For twenty years, I’ve written words that took months if not years to be published, taught students that I (mostly) never heard from again. So there’s something deeply rewarding about walking out of the office at the end of the day knowing that I actually finished something. Even if it was answering/archiving/deleting 50 emails and signing five forms.

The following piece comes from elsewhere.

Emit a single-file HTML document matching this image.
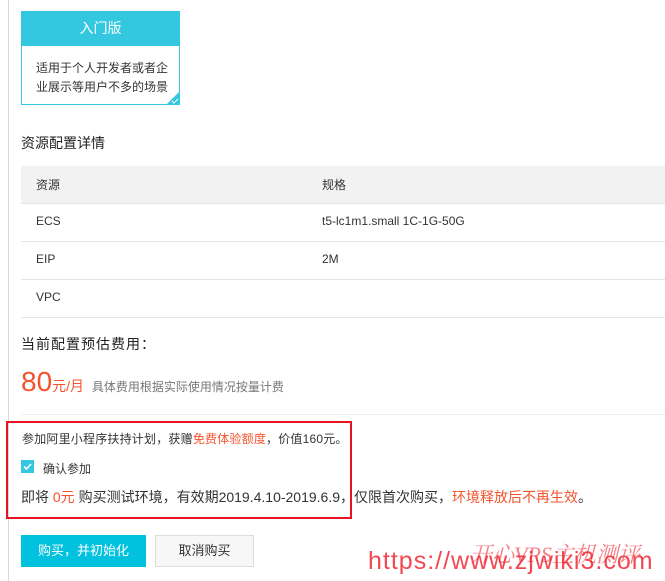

My job at the candy conveyer belt
I like coming home and having dinner with my husband and maybe writing a little in the evening or reading or watching a movie, like a normal fucking human being who is almost 50 years old, not a graduate student. Like my doctor. Like my lawyer. Like pretty much every professional person I know.
Except for teachers.
We don’t expect our doctors to help us and answer our questions when they aren’t in their office. Why do we expect college professors and teachers to do this? I don’t know. But it drives me crazy.
I never worked this hard when I was in my 20’s and 30’s. This is a new development. It’s Lucy Ricardo’s candy conveyer belt and the chocolate is coming faster and faster and faster. Because there are real chocolates and virtual chocolates coming in via email.
One reason why I took this new job, I think, is that I’m no longer Lucy at the conveyor belt anymore. I’m her supervisor. I don’t know if that’s a good thing or a bad thing, but for me, it was a necessary thing.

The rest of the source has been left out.